Coca-Cola’s “World Without Waste” initiative aims to achieve the goal of recycling a bottle for every new Coke bottle sold. The company will invest in promoting understanding of recycling, working with local communities to improve recycling infrastructures as well as other nonprofit and corporate partners.
The company also announced that, by 2030, it aims to make bottles with an average of 50% recycled material.
However, some critics say that the company isn’t doing enough.
Greenpeace slammed Coca-Cola for focusing on recycling, instead of making moves to decrease its use of single-serve plastic bottles.

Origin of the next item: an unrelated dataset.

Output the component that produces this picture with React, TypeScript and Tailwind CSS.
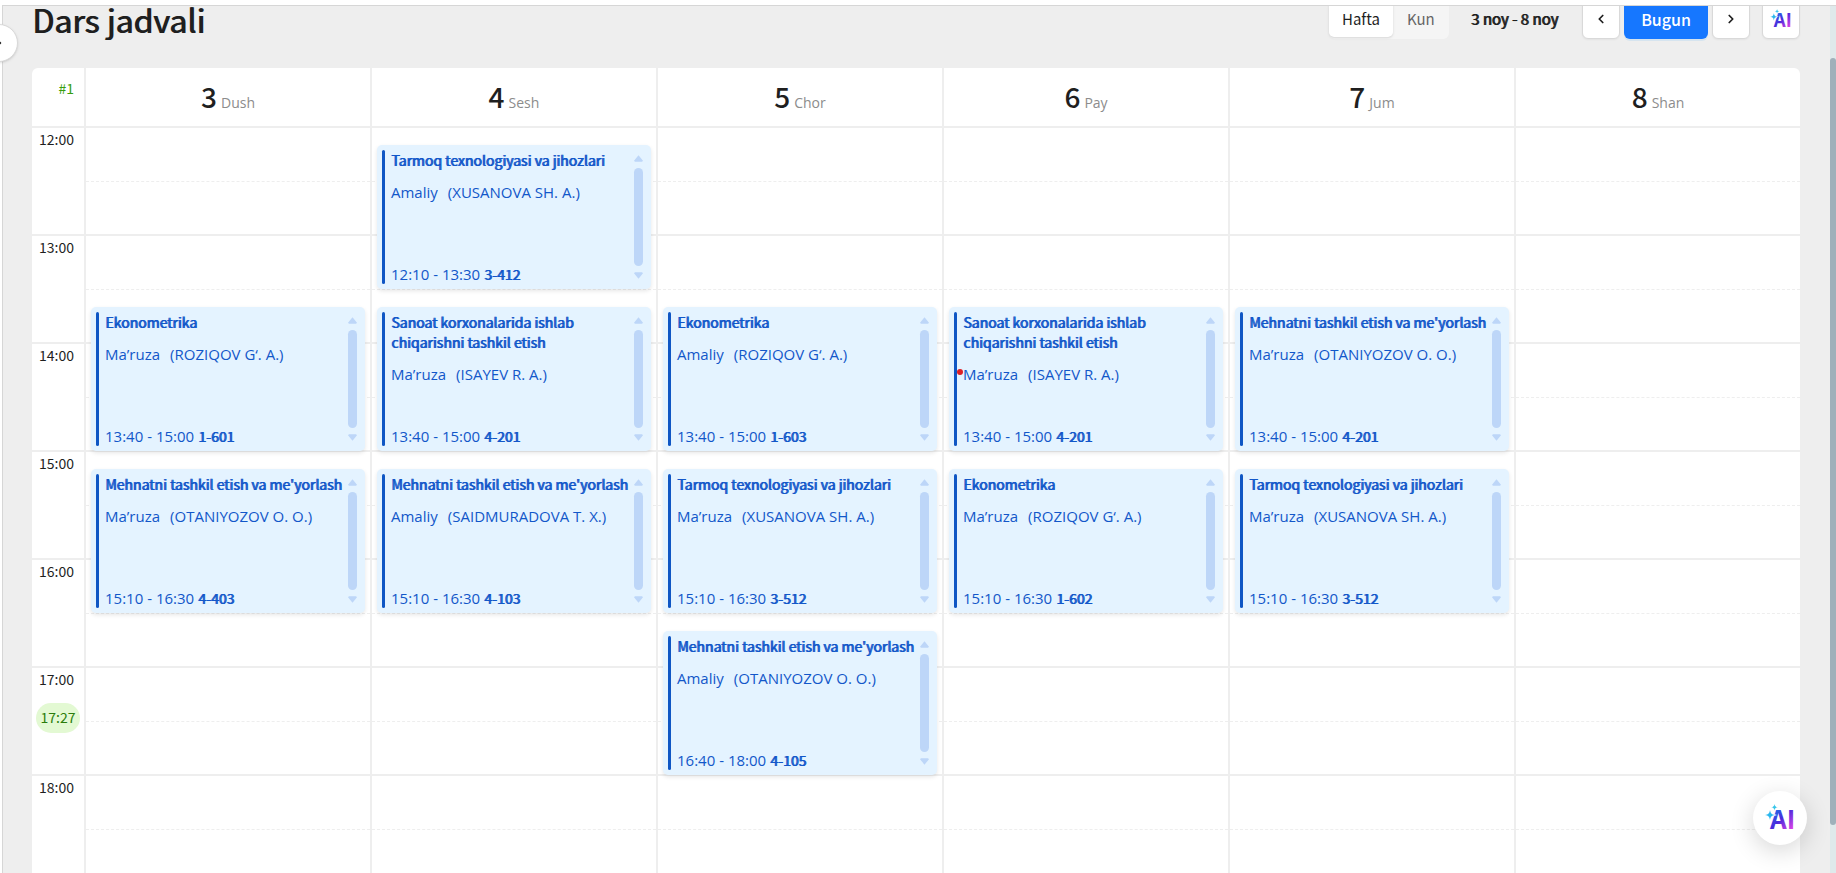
import { useState } from "react";
import { ChevronLeft, ChevronRight } from "lucide-react";

type Lesson = {
  title: string;
  kind: string;
  teacher: string;
  start: string;
  end: string;
  room: string;
  marked?: boolean;
};

type Day = {
  num: number;
  name: string;
  lessons: Lesson[];
};

const days: Day[] = [
  {
    num: 3,
    name: "Dush",
    lessons: [
      { title: "Ekonometrika", kind: "Ma’ruza", teacher: "ROZIQOV G‘. A.", start: "13:40", end: "15:00", room: "1-601" },
      { title: "Mehnatni tashkil etish va me'yorlash", kind: "Ma’ruza", teacher: "OTANIYOZOV O. O.", start: "15:10", end: "16:30", room: "4-403" },
    ],
  },
  {
    num: 4,
    name: "Sesh",
    lessons: [
      { title: "Tarmoq texnologiyasi va jihozlari", kind: "Amaliy", teacher: "XUSANOVA SH. A.", start: "12:10", end: "13:30", room: "3-412" },
      { title: "Sanoat korxonalarida ishlab chiqarishni tashkil etish", kind: "Ma’ruza", teacher: "ISAYEV R. A.", start: "13:40", end: "15:00", room: "4-201" },
      { title: "Mehnatni tashkil etish va me'yorlash", kind: "Amaliy", teacher: "SAIDMURADOVA T. X.", start: "15:10", end: "16:30", room: "4-103" },
    ],
  },
  {
    num: 5,
    name: "Chor",
    lessons: [
      { title: "Ekonometrika", kind: "Amaliy", teacher: "ROZIQOV G‘. A.", start: "13:40", end: "15:00", room: "1-603" },
      { title: "Tarmoq texnologiyasi va jihozlari", kind: "Ma’ruza", teacher: "XUSANOVA SH. A.", start: "15:10", end: "16:30", room: "3-512" },
      { title: "Mehnatni tashkil etish va me'yorlash", kind: "Amaliy", teacher: "OTANIYOZOV O. O.", start: "16:40", end: "18:00", room: "4-105" },
    ],
  },
  {
    num: 6,
    name: "Pay",
    lessons: [
      { title: "Sanoat korxonalarida ishlab chiqarishni tashkil etish", kind: "Ma’ruza", teacher: "ISAYEV R. A.", start: "13:40", end: "15:00", room: "4-201", marked: true },
      { title: "Ekonometrika", kind: "Ma’ruza", teacher: "ROZIQOV G‘. A.", start: "15:10", end: "16:30", room: "1-602" },
    ],
  },
  {
    num: 7,
    name: "Jum",
    lessons: [
      { title: "Mehnatni tashkil etish va me'yorlash", kind: "Ma’ruza", teacher: "OTANIYOZOV O. O.", start: "13:40", end: "15:00", room: "4-201" },
      { title: "Tarmoq texnologiyasi va jihozlari", kind: "Ma’ruza", teacher: "XUSANOVA SH. A.", start: "15:10", end: "16:30", room: "3-512" },
    ],
  },
  { num: 8, name: "Shan", lessons: [] },
];

const hours = ["12:00", "13:00", "14:00", "15:00", "16:00", "17:00", "18:00"];

// one grid row is ten minutes, the first row starts at 12:00
function rowLine(time: string) {
  const [h, m] = time.split(":").map(Number);
  return ((h - 12) * 60 + m) / 10 + 1;
}

function AiLogo({ id, className }: { id: string; className: string }) {
  return (
    <svg viewBox="0 0 28 28" className={`overflow-visible ${className}`} aria-label="AI" role="img">
      <defs>
        <linearGradient id={id} gradientUnits="userSpaceOnUse" x1="6" y1="4" x2="28" y2="26">
          <stop offset="0.1" stopColor="#1f6fe8" />
          <stop offset="0.45" stopColor="#4a2bdc" />
          <stop offset="1" stopColor="#ee45e6" />
        </linearGradient>
      </defs>
      <text
        x="4"
        y="25"
        fontSize="26"
        fontWeight="700"
        fill={`url(#${id})`}
        className="font-['Noto_Sans_CJK_SC',sans-serif]"
      >
        AI
      </text>
      <path d="M5 4c1 5 2 6 6 7-4 1-5 2-6 8-1-6-2-7-5-8 3-1 4-2 5-7z" fill="#fff" />
      <path d="M4 6c.6 3.400 1.400 4.300 5 5-3.600.7-4.400 1.600-5 5-.6-3.400-1.400-4.300-5-5 3.600-.7 4.400-1.600 5-5z" fill="#2bb7ee" />
      <path d="M8.500 0c.4 2.300 1 2.900 3.300 3.300-2.300.4-2.900 1-3.300 3.300-.4-2.300-1-2.900-3.300-3.300 2.300-.4 2.900-1 3.300-3.300z" fill="#38c6ea" />
    </svg>
  );
}

function LessonCard({ lesson }: { lesson: Lesson }) {
  return (
    <article
      className="relative mx-[5px] flex rounded-[5px] bg-[#e4f3ff] p-[5px] text-[#1257c9] shadow-[0_2px_4px_rgba(0,0,0,0.1)]"
      style={{ gridRow: `${rowLine(lesson.start)} / ${rowLine(lesson.end)}` }}
    >
      <div className="w-[3px] shrink-0 rounded-full bg-[#0f56c4]" />
      <div className="flex min-w-0 flex-1 flex-col pl-[6px]">
        <h3 className="-mr-1 text-[14px] leading-5 [text-shadow:1px_0_0_currentColor]">{lesson.title}</h3>
        <p className="mt-3 font-['Open_Sans',sans-serif] text-[15px] leading-5 whitespace-nowrap">
          {lesson.kind}
          <span className="ml-[10px]">({lesson.teacher})</span>
        </p>
        <p className="mt-auto font-['Open_Sans',sans-serif] text-[15px] leading-5">
          {lesson.start} - {lesson.end}{" "}
          <b className="font-['Noto_Sans_CJK_SC',sans-serif] text-[14px] font-normal [text-shadow:1px_0_0_currentColor]">{lesson.room}</b>
        </p>
      </div>
      <div className="mr-[3px] flex w-[9px] shrink-0 flex-col items-center gap-[6px] py-[5px]">
        <svg viewBox="0 0 10 7" className="h-[7px] w-[9px] shrink-0" fill="#bdd6f8">
          <path d="M5 0 10 6 9 7H1L0 6z" />
        </svg>
        <div className="w-full flex-1 rounded-full bg-[#bdd6f8]" />
        <svg viewBox="0 0 10 7" className="h-[7px] w-[9px] shrink-0" fill="#bdd6f8">
          <path d="M5 7 0 1 1 0H9L10 1z" />
        </svg>
      </div>
      {lesson.marked && (
        <span className="absolute top-[62px] left-[8px] size-[6px] rounded-full bg-[#dc1f26]" />
      )}
    </article>
  );
}

export default function App() {
  const [view, setView] = useState<"Hafta" | "Kun">("Hafta");

  return (
    <div className="relative flex h-screen flex-col overflow-hidden bg-white font-['Noto_Sans_CJK_SC',sans-serif] text-[#1f1f1f]">
      <div className="h-[5px] shrink-0" />
      <div className="flex min-h-0 flex-1">
        <div className="w-[2px] shrink-0" />
        <div className="flex min-w-0 flex-1 border-t border-l border-[#d6d6d6] bg-[#eeeeee]">
          <main className="min-w-0 flex-1 overflow-hidden pr-[30px] pl-[29px]">
            <header className="-mt-[7px] flex h-10 items-center">
              <h1 className="flex-1 text-[32px] leading-10 [text-shadow:1px_0_0_currentColor]">Dars jadvali</h1>
              <div className="flex h-10 items-start rounded-md bg-[#f5f5f5] pt-[2px]">
                {(["Hafta", "Kun"] as const).map((v) => (
                  <button
                    key={v}
                    onClick={() => setView(v)}
                    className={
                      v === view
                        ? "h-9 rounded-[5px] bg-white px-[13px] text-[15px] shadow-sm"
                        : "h-9 px-[14px] text-[15px] text-[#666666]"
                    }
                  >
                    {v}
                  </button>
                ))}
              </div>
              <span className="ml-[22px] text-[15px] [text-shadow:1px_0_0_currentColor]">3 noy - 8 noy</span>
              <div className="ml-6 flex h-10 gap-1">
                <button aria-label="Oldingi hafta" className="flex w-[38px] items-center justify-center rounded-md border border-[#d9d9d9] bg-white shadow-xs">
                  <ChevronLeft size={14} strokeWidth={3} />
                </button>
                <button className="w-[84px] rounded-md bg-[#1677ff] text-[16px] font-medium text-white shadow-[0_2px_0_rgba(5,145,255,0.1)]">
                  Bugun
                </button>
                <button aria-label="Keyingi hafta" className="flex w-[38px] items-center justify-center rounded-md border border-[#d9d9d9] bg-white shadow-xs">
                  <ChevronRight size={14} strokeWidth={3} />
                </button>
              </div>
              <button aria-label="AI yordamchi" className="ml-3 flex h-10 w-[38px] items-center justify-center rounded-md border border-[#d9d9d9] bg-white shadow-xs">
                <AiLogo id="ai-small" className="size-5" />
              </button>
            </header>

            <section className="mt-[29px] overflow-hidden rounded-t-md bg-white">
              <div className="flex h-[58px]">
                <div className="w-[52px] shrink-0 pt-[10px] pr-[10px] text-right text-[14px] leading-5 text-[#389e0d]">#1</div>
                <div className="grid flex-1 grid-cols-6">
                  {days.map((day) => (
                    <div key={day.num} className="flex items-baseline justify-center gap-1 border-l-2 border-[#eeeeee] pt-2">
                      <span className="text-[28px] leading-10 font-medium">{day.num}</span>
                      <span className="font-['Open_Sans',sans-serif] text-[14px] text-[#8c8c8c]">{day.name}</span>
                    </div>
                  ))}
                </div>
              </div>

              <div className="flex">
                <div className="relative w-[52px] shrink-0">
                  {hours.map((hour) => (
                    <div key={hour} className="h-[108px] border-t-2 border-[#eeeeee] pt-px pr-[10px] text-right text-[14px] leading-5">
                      {hour}
                    </div>
                  ))}
                  <div className="absolute top-[577px] left-1 h-[30px] w-11 rounded-full bg-[#e3f9d3] text-center text-[14px] leading-7 text-[#2b7d0b]">
                    17:27
                  </div>
                </div>
                <div className="grid flex-1 grid-cols-6">
                  {days.map((day) => (
                    <div key={day.num} className="grid border-l-2 border-[#eeeeee]">
                      <div className="col-start-1 row-start-1">
                        {hours.map((hour) => (
                          <div key={hour} className="h-[108px] border-t-2 border-[#eeeeee] pt-[53px]">
                            <div className="border-t border-dashed border-[#eeeeee]" />
                          </div>
                        ))}
                      </div>
                      <div className="col-start-1 row-start-1 grid auto-rows-[18px] pt-px">
                        {day.lessons.map((lesson) => (
                          <LessonCard key={lesson.start} lesson={lesson} />
                        ))}
                      </div>
                    </div>
                  ))}
                </div>
              </div>
            </section>
          </main>

          <div className="flex w-[6px] shrink-0 flex-col bg-[#dfe9eb] pt-[52px] pb-[48px]">
            <div className="flex-1 rounded-full bg-[#9fb0ba]" />
          </div>
        </div>
      </div>

      <button
        aria-label="Menyuni ochish"
        className="absolute top-6 -left-5 flex size-[38px] items-center justify-center rounded-full border border-[#d9d9d9] bg-white shadow-sm"
      >
        <ChevronRight size={12} strokeWidth={3} />
      </button>
      <button
        aria-label="AI chat"
        className="absolute right-[29px] bottom-7 flex size-[54px] items-center justify-center rounded-full bg-white shadow-[0_6px_24px_rgba(0,0,0,0.16)]"
      >
        <AiLogo id="ai-large" className="size-7" />
      </button>
    </div>
  );
}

“Instead of focusing on reducing the amount of plastic it produces, the sure fire way to reduce ocean plastic pollution, Coca Cola is trying to offset its huge plastic footprint by investing in a bit more recycling,” Louise Edge, Senior Oceans Campaigner for Greenpeace UK, said in a statement.
“Its plan is full of band-aids and will do very little in the way of making a meaningful impact on the amount of plastic entering our waterways and food chain,” Edge continued. “Coke has a long way to go to show it is taking the plastics epidemic seriously.”
Quincey dismissed Greenpeace’s criticism in a call with reporters. If all bottles are made to be recyclable and then recycled, there is no need to ditch the traditional plastic bottle all together.
“If we can drive up collection, then we can reuse that and create a circular economy,” the CEO said. “I think that’s what it’s all about – creating this circular economy, and then there’s no such thing as a single-use bottle.”